RUSH: So here's the grounds for the appeal. The judge was in a state of personal pique when they didn't put Libby on the stand. At the opening of the trial, Ted Wells said they were going to call Libby. They decided not to call Libby. It's none of the judge's business. There's a Fifth Amendment right. You don't have to take the stand when you're the defendant, and it cannot be held against you. This is law. Once you get to the jury room, of course all things can change. But it cannot be held against you, especially by the trial judge when you decide not to testify. Because Libby didn't testify after his lawyers indicated that he would. They did not allow evidence or witnesses to show that Tim Russert had memory lapses, too.

One of the things they wanted to bring forth was video where Russert had said, three times, that he knew that you could not have a lawyer present during grand jury testimony when you are subpoenaed to go in there and be asked questions. But he had said in trial that he didn't know that you couldn't have a lawyer in there. Now, it's germane to nothing, but it would have given the jurors more reason to doubt the credibility of Russert because it was his testimony that many feel was the straw that broke the camel's back because Libby said that he had told Russert about Valerie Plame or Russert had told him, one of the two, and Russert said, "I never spoke to Libby about her," and the jury believed Russert. So the defense wanted to bring in these videotapes to show that Russert doesn't remember saying certain things, that nobody does.

Everybody has faulty memories. Charles Krauthammer wrote about this today and asked a good question. I will repeat to you this question. "When was the first time you heard about Valerie Plame being in the CIA, and who told you?" Where did you read it? Maybe it was me, but stop and think. This is what this trial was about. Libby was out there saying, "Gosh, I don't know. It was this and that." That's why the whole trial was bogus. That will be the grounds for appeal. There were examples that all of these witnesses that were incriminating Libby had also demonstrated that they had infallible memories, and that was not allowed by the judge. So that will probably be one of the areas of appeal that the Libby team will zero in on.

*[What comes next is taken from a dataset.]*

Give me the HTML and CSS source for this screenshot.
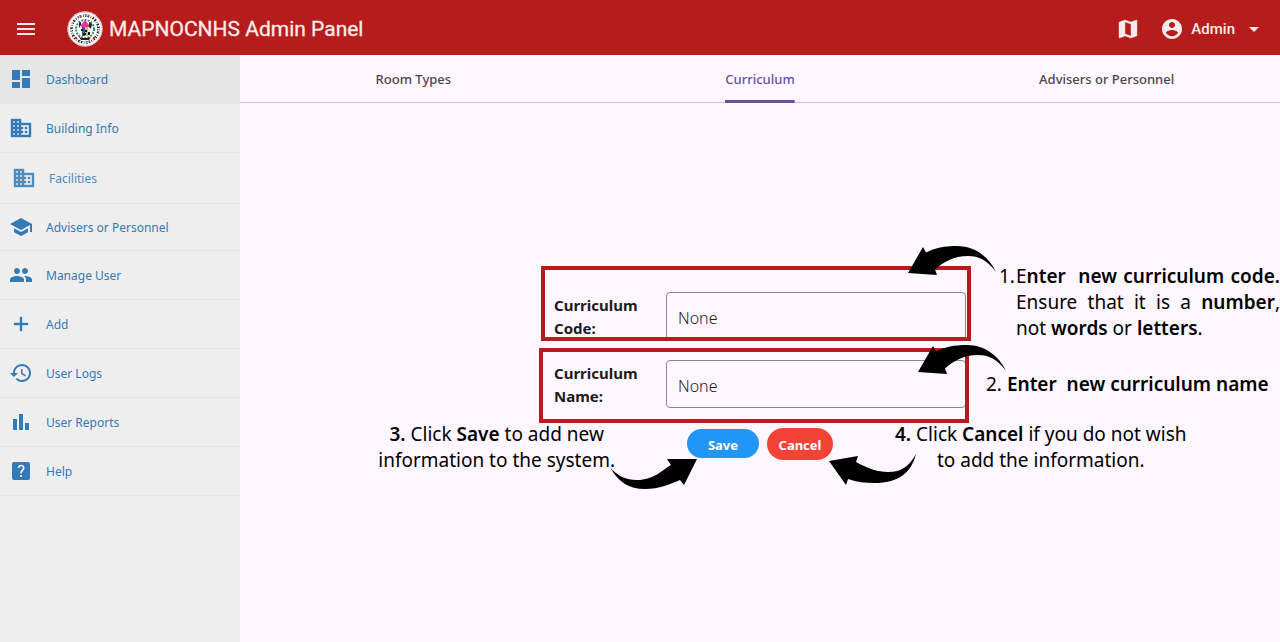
FILE: index.html
```html
<!DOCTYPE html>
<html lang="en">
<head>
<meta charset="utf-8">
<meta name="viewport" content="width=device-width, initial-scale=1">
<title>MAPNOCNHS Admin Panel</title>
<link rel="stylesheet" href="styles.css">
</head>
<body>
<svg class="defs" aria-hidden="true">
  <symbol id="building" viewBox="0 0 24 24"><path d="M12 7V3H2v18h20V7H12zM6 19H4v-2h2v2zm0-4H4v-2h2v2zm0-4H4V9h2v2zm0-4H4V5h2v2zm4 12H8v-2h2v2zm0-4H8v-2h2v2zm0-4H8V9h2v2zm0-4H8V5h2v2zm10 12h-8v-2h2v-2h-2v-2h2v-2h-2V9h8v10zm-2-8h-2v2h2v-2zm0 4h-2v2h2v-2z"/></symbol>
  <symbol id="arrow-in" viewBox="0 0 88 32"><path d="M0 28 15 2 18 7.500C27 3 36 1 49 1C67 1 81 12 88 27C79 15 71 11 60 11C46 11 35 17 27 24.500L29 30Z"/></symbol>
</svg>

<header class="topbar">
  <button class="icon-button" aria-label="Menu"><svg class="icon" viewBox="0 0 24 24"><path d="M3 18h18v-2H3v2zm0-5h18v-2H3v2zm0-7v2h18V6H3z"/></svg></button>
  <div class="brand">
    <svg class="seal" viewBox="0 0 36 36" aria-hidden="true">
      <circle cx="18" cy="18" r="17.500" fill="#fff"/>
      <circle cx="18" cy="18" r="17" fill="none" stroke="#d9b5b0" stroke-width="1"/>
      <circle cx="18" cy="18" r="13.500" fill="none" stroke="#222" stroke-width="2.500" stroke-dasharray="1.500 1 2 1.400 .8 1.200"/>
      <circle cx="18" cy="18" r="13.700" fill="none" stroke="#fff" stroke-width=".8" stroke-dasharray="2 1.700"/>
      <circle cx="18" cy="18" r="9" fill="none" stroke="#3d8a62" stroke-width="2" stroke-dasharray="2 1.200" />
      <path d="M12 12l2-1v3l-2 3zM22 11l3 2-1 5-2-2z" fill="#222"/>
      <path d="M14 14l4-5 4 5v2h-8z" fill="#e23893"/>
      <path d="M15 16h3v9h-3z" fill="#2f5fa0"/><path d="M18 16h3v9h-3z" fill="#e6b84a"/>
      <path d="M14 18h2v2h-2zM18 19h2v2h-2zM16 22h3v2h-3zM21 21h2v3h-2z" fill="#151515"/>
      <path d="M12 26l3 1h6l3-1-2 3h-8z" fill="#222"/>
      <path d="M8 26h2v2H8zM26 26h2v2h-2z" fill="#c62828"/>
    </svg>
    <h1 class="title">MAPNOCNHS Admin Panel</h1>
  </div>
  <div class="account">
    <button class="icon-button" aria-label="Map"><svg class="icon bold" viewBox="0 0 24 24"><path d="M20.500 3l-.16.03L15 5.100 9 3 3.360 4.900c-.21.07-.36.25-.36.48V20.500c0 .28.22.5.5.5l.16-.03L9 18.900l6 2.100 5.640-1.900c.21-.07.36-.25.36-.48V3.500c0-.28-.22-.5-.5-.5zM15 19l-6-2.110V5l6 2.110V19z"/></svg></button>
    <button class="user">
      <svg class="icon" viewBox="0 0 24 24" aria-hidden="true"><path d="M12 2C6.480 2 2 6.480 2 12s4.480 10 10 10 10-4.480 10-10S17.520 2 12 2zm0 3c1.660 0 3 1.340 3 3s-1.340 3-3 3-3-1.340-3-3 1.340-3 3-3zm0 14.200c-2.500 0-4.710-1.280-6-3.220.03-1.990 4-3.080 6-3.080 1.990 0 5.970 1.090 6 3.080-1.290 1.940-3.500 3.220-6 3.220z"/></svg>
      <span>Admin</span>
      <svg class="icon caret" viewBox="0 0 24 24" aria-hidden="true"><path d="M7 10l5 5 5-5z"/></svg>
    </button>
  </div>
</header>

<div class="body">
  <nav class="sidebar" aria-label="Main">
    <a class="item active" href="#"><svg class="icon" viewBox="0 0 24 24"><path d="M3 13h8V3H3v10zm0 8h8v-6H3v6zm10 0h8V11h-8v10zm0-18v6h8V3h-8z"/></svg>Dashboard</a>
    <a class="item" href="#"><svg class="icon bold"><use href="#building"/></svg>Building Info</a>
    <a class="item nested" href="#"><svg class="icon bold"><use href="#building"/></svg>Facilities</a>
    <a class="item compact" href="#"><svg class="icon" viewBox="0 0 24 24"><path d="M5 13.180v4L12 21l7-3.820v-4L12 17l-7-3.820zM12 3L1 9l11 6 9-4.910V17h2V9L12 3z"/></svg>Advisers or Personnel</a>
    <a class="item" href="#"><svg class="icon" viewBox="0 0 24 24"><path d="M16 11c1.660 0 2.990-1.340 2.990-3S17.660 5 16 5c-1.660 0-3 1.340-3 3s1.340 3 3 3zm-8 0c1.660 0 2.990-1.340 2.990-3S9.660 5 8 5C6.340 5 5 6.340 5 8s1.340 3 3 3zm0 2c-2.330 0-7 1.170-7 3.500V19h14v-2.500c0-2.330-4.670-3.500-7-3.500zm8 0c-.29 0-.62.02-.97.05 1.160.84 1.970 1.970 1.970 3.450V19h6v-2.500c0-2.330-4.670-3.500-7-3.500z"/></svg>Manage User</a>
    <a class="item" href="#"><svg class="icon bold" viewBox="0 0 24 24"><path d="M19 13h-6v6h-2v-6H5v-2h6V5h2v6h6v2z"/></svg>Add</a>
    <a class="item" href="#"><svg class="icon" viewBox="0 0 24 24"><path d="M13 3c-4.970 0-9 4.030-9 9H1l3.890 3.890.07.14L9 12H6c0-3.870 3.130-7 7-7s7 3.130 7 7-3.130 7-7 7c-1.930 0-3.680-.79-4.940-2.060l-1.420 1.420C8.270 19.990 10.510 21 13 21c4.970 0 9-4.030 9-9s-4.030-9-9-9zm-1 5v5l4.280 2.540.72-1.210-3.500-2.080V8H12z"/></svg>User Logs</a>
    <a class="item" href="#"><svg class="icon" viewBox="0 0 24 24"><path d="M4 9h4v11H4zM16 13h4v7h-4zM10 4h4v16h-4z"/></svg>User Reports</a>
    <a class="item" href="#"><svg class="icon" viewBox="0 0 24 24"><path fill-rule="evenodd" d="M5 3h14a2 2 0 0 1 2 2v14a2 2 0 0 1-2 2H5a2 2 0 0 1-2-2V5a2 2 0 0 1 2-2zm6.200 13v2h1.800v-2zM8.800 9h1.600c0-1 .7-1.700 1.700-1.700s1.700.7 1.700 1.600c0 1.500-2.600 2-2.600 5v.6h1.700c0-2.500 2.600-3 2.600-5.700C15.500 7 14 5.800 12.100 5.800S8.800 7 8.800 9z"/></svg>Help</a>
  </nav>

  <main class="main">
    <div class="tabs" role="tablist">
      <button class="tab" role="tab"><span>Room Types</span></button>
      <button class="tab selected" role="tab" aria-selected="true"><span>Curriculum</span></button>
      <button class="tab" role="tab"><span>Advisers or Personnel</span></button>
    </div>
    <section class="panel">
      <form class="form">
        <div class="row">
          <label for="code">Curriculum Code:</label>
          <input id="code" type="text" value="None">
        </div>
        <div class="row">
          <label for="name">Curriculum Name:</label>
          <input id="name" type="text" value="None">
        </div>
        <div class="actions">
          <button class="save" type="button">Save</button>
          <button class="cancel" type="button">Cancel</button>
        </div>

        <div class="highlight highlight-code"></div>
        <div class="highlight highlight-name"></div>

        <div class="note note-code"><span>1.</span><p>E<b>nter &nbsp;new curriculum code.</b> Ensure that it is a <b>number</b>, not <b>words</b> or <b>letters</b>.</p></div>
        <p class="note note-name">2. <b>Enter &nbsp;new curriculum name</b></p>
        <p class="note note-save"><b>3.</b> Click <b>Save</b> to add new<br>information to the system.</p>
        <p class="note note-cancel"><b>4.</b> Click <b>Cancel</b> if you do not wish<br>to add the information.</p>

        <svg class="arrow arrow-code"><use href="#arrow-in"/></svg>
        <svg class="arrow arrow-name"><use href="#arrow-in"/></svg>
        <svg class="arrow arrow-save" viewBox="0 0 88 32"><path d="M87 1 57 1 61 7C52 12 44 22 27 22C16 22 7 18 0 9C8 24 19 31 35 31C49 31 61 26 70 22L74 27Z"/></svg>
        <svg class="arrow arrow-cancel" viewBox="0 0 88 32"><path d="M0 7 29 2 27 8C38 14 48 18 59 18C73 18 80 12 87 0C82 20 68 29 46 29C36 29 28 28 19 25L17 31Z"/></svg>
      </form>
    </section>
  </main>
</div>
</body>
</html>
```
FILE: styles.css
```css
* { box-sizing: border-box; }

body {
  margin: 0;
  min-height: 100vh;
  display: flex;
  flex-direction: column;
  overflow-x: hidden;
  background: #fef7ff;
  font-family: "Noto Sans", "Open Sans", sans-serif;
}

button { border: 0; padding: 0; background: none; color: inherit; font: inherit; cursor: pointer; }
p { margin: 0; }
.defs { position: absolute; width: 0; height: 0; }
.icon { width: 24px; height: 24px; fill: currentColor; flex: none; display: block; }
.icon.bold { stroke: currentColor; stroke-width: .4; }

.topbar {
  height: 55px;
  flex: none;
  display: flex;
  align-items: center;
  padding: 3px 14px 0;
  background: #b71c1c;
  color: #fbeaea;
  font-family: Roboto, sans-serif;
}
.brand { display: flex; align-items: center; gap: 6px; margin-left: 29px; }
.seal { width: 36px; height: 36px; }
.title { margin: 0; font-size: 21px; font-weight: 400; line-height: 26px; -webkit-text-stroke: .3px currentColor; }
.account { margin-left: auto; display: flex; align-items: center; gap: 20px; }
.user { display: flex; align-items: center; gap: 7px; font-size: 15px; font-weight: 500; }

.body { flex: 1; display: flex; }

.sidebar { width: 240px; flex: none; background: #eee; }
.item {
  display: flex;
  align-items: center;
  gap: 13px;
  height: 49px;
  padding-left: 9px;
  border-bottom: 1px solid #e4e4e4;
  color: #337ab7;
  font-size: 12px;
  text-decoration: none;
}
.item.active { background: #e6e6e6; }
.item.nested { height: 51px; padding-left: 12px; opacity: .85; }
.item.compact { height: 47px; }

.main { flex: 1; min-width: 0; display: flex; flex-direction: column; }
.tabs { height: 48px; display: grid; grid-template-columns: repeat(3, 1fr); border-bottom: 1px solid #cac4d0; }
.tab { display: flex; justify-content: center; color: #49454f; font-size: 13px; font-weight: 500; }
.tab span { height: 48px; line-height: 48px; }
.tab.selected { color: #6750a4; }
.tab.selected span { background: linear-gradient(#6750a4, #6750a4) bottom / 100% 3px no-repeat; }

.panel { flex: 1; display: flex; align-items: center; justify-content: center; padding-top: 6px; }
.form { position: relative; width: 412px; display: flex; flex-direction: column; gap: 20px; }
.row { display: flex; align-items: center; height: 48px; }
.row label { width: 112px; padding-top: 2px; font-size: 15px; font-weight: 700; line-height: 23px; color: #1d1b20; }
.row input {
  flex: 1;
  min-width: 0;
  height: 48px;
  padding: 4px 11px 0;
  border: 1px solid #8a858e;
  border-radius: 4px;
  background: transparent;
  color: #1d1b20;
  font: 300 16px "Noto Sans", sans-serif;
}
.actions { display: flex; align-items: center; justify-content: center; gap: 8px; height: 32px; color: #fff; font-size: 13px; font-weight: 700; }
.save { width: 72px; height: 29px; padding-top: 2px; border-radius: 16px; background: #2196f3; }
.cancel { width: 66px; height: 32px; padding-top: 2px; border-radius: 16px; background: #f44336; }

/* Guide overlays, anchored to the form */
.highlight { position: absolute; width: 430px; height: 75px; border: 4px solid #b71c1c; pointer-events: none; }
.highlight-code { left: -13px; top: -26px; }
.highlight-name { left: -15px; top: 56px; }
.note { position: absolute; color: #000; font-size: 19px; line-height: 26px; white-space: nowrap; }
.note b { font-weight: 600; }
.note-code { left: 445px; top: -29px; display: flex; }
.note-code span { width: 17px; }
.note-code p { width: 264px; white-space: normal; text-align: justify; }
.note-name { left: 432px; top: 79px; }
.note-save { right: 351px; top: 129px; text-align: center; }
.note-cancel { left: 341px; top: 129px; text-align: center; }
.arrow { position: absolute; width: 88px; height: 32px; pointer-events: none; }
.arrow-code { left: 354px; top: -47px; }
.arrow-name { left: 364px; top: 52px; }
.arrow-save { left: 56px; top: 166px; }
.arrow-cancel { left: 275px; top: 162px; }
```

CALLER: Well, I just can't believe that this is actually a process crime that went this far. I have a relative that just recently was elected as a DA of a certain county here in California which I won't say, and I respect his professionalism and his respect of the law, and to see this prosecutor, a federal prosecutor, act this way... I mean, here's a book about this guy that people may not know about, about Patrick Fitzgerald, and it has to do with terrorism in this country. It's called "Triple Cross." I'm not sure if you've ever heard about it, but it is quite eye opening.

RUSH: It doesn't ring a bill, but I can't say I haven't. I might be called to testify since we're reading Fitzgerald here.

CALLER: Well, he was the biggest disconnector of the dots leading up to 9/11 and many years back when they had a special prosecutor --

RUSH: Well, wait a minute, now. Fitzgerald was on a legal team that successfully put a bunch of these terrorists behind bars back in the nineties, the blind sheik, Omar Abdel Rahman and others.

CALLER: Well, when he did his testimony before the 9/11 Commission and he talked about Able Danger but he did not mention this one guy who pretty much infiltrated the CIA, the FBI, and the JFK Special Warfare Unit. He was a former Egyptian officer. He was bin Laden's main trainer of bodyguards, and this is all documented and proved by this author. HIs name is Peter Lance, and it goes back for many, many, many years.

RUSH: Now, I must admit, this is the first I'm hearing of this.

CALLER: The guy's name, the spy, his name was Ali Mohammed and he went by many other aliases, obviously, but I encourage you to read this book, Rush, if you want to be scared about this prosecutor.

RUSH: I'll find out. You wonder why he went forward with the case when you mentioned other prosecutors wouldn't. I'll try to take a stab at it.